5. The document search system according to claim 2, wherein

in a case where one piece of second data among the one or more pieces of second data is not editable with document editing software, the display hides information on the one piece of second data.

6. The document search system according to claim 2, wherein

in a case where the object included in one piece of second data among the one or more pieces of second data is not editable with document editing software, the display hides information on the one piece of second data.

7. The document search system according to claim 2, wherein

in a case where a plurality of pieces of second data are associated with the image object included in the first data, the display displays information on one piece of second data editable with document editing software in a more emphasized manner than information on the remaining second data that is not editable with the document editing software among the plurality of pieces of second data.

8. The document search system according to claim 2, wherein

in a case where a plurality of pieces of second data are associated with the image object included in the first data, the display displays information on one piece of second data including the object editable with document editing software in a more emphasized manner than information on the remaining second data that does not include the object editable with the document editing software among the plurality of pieces of second data.

9. The document search system according to claim 2, wherein

the hardware processor specifies the one or more pieces of second data by at least one of a plurality of types of processing defined in advance, and changes the at least one of the plurality of types of processing based on a type of content represented by the image object.

10. The document search system according to claim 9, wherein

the type of content represented by the image object includes at least one of text and a graph.

11. The document search system according to claim 9, wherein

the plurality of types of processing includes at least one of image search processing or text search processing.

12. The document search system according to claim 2, wherein

the display displays the image object included in the first data as the search result in an emphasized manner.

13. The document search system according to claim 2, further comprising:

a receiver that receives the image object selected from among the image objects displayed by the display, wherein

the hardware processor specifies, from among the plurality of pieces of data, the one or more pieces of second data including an object having the degree of similarity with respect to the image object received by the receiver.

14. The document search system according to claim 1, wherein

the hardware processor generates third data based on the first data,

the third data includes an object that is data editable with document editing software and that has a degree of similarity equal to or larger than a threshold with respect to the image object included in the first data.

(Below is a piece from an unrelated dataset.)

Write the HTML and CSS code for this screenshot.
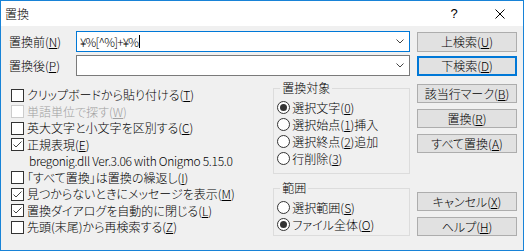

15. The document search system according to claim 14, wherein

the hardware processor generates the third data when failing to specify the one or more pieces of second data having the degree of similarity with respect to the image object.

16. The document search system according to claim 14, wherein

the hardware processor specifies the one or more pieces of second data when failing to generate the third data based on the image object.

17. A document search method in a document search system that stores a plurality of pieces of data, the method comprising:

extracting first data including an image object from among the plurality of pieces of data, the image object representing text or a graph;

specifying, from among the plurality of pieces of data, one or more pieces of second data including an object having a degree of similarity equal to or larger than a threshold with respect to the image object; and

associating the image object included in the first data with the one or more pieces of second data.

18. A non-transitory recording medium storing instructions executed by a hardware processor operating a plurality of pieces of data, the instructions causing the hardware processor to execute:

extracting first data including an image object from among the plurality of pieces of data, the image object representing text or a graph;

specifying, from among the plurality of pieces of data, one or more pieces of second data including an object having a degree of similarity equal to or larger than a threshold with respect to the image object; and

associating the image object included in the first data with the one or more pieces of second data.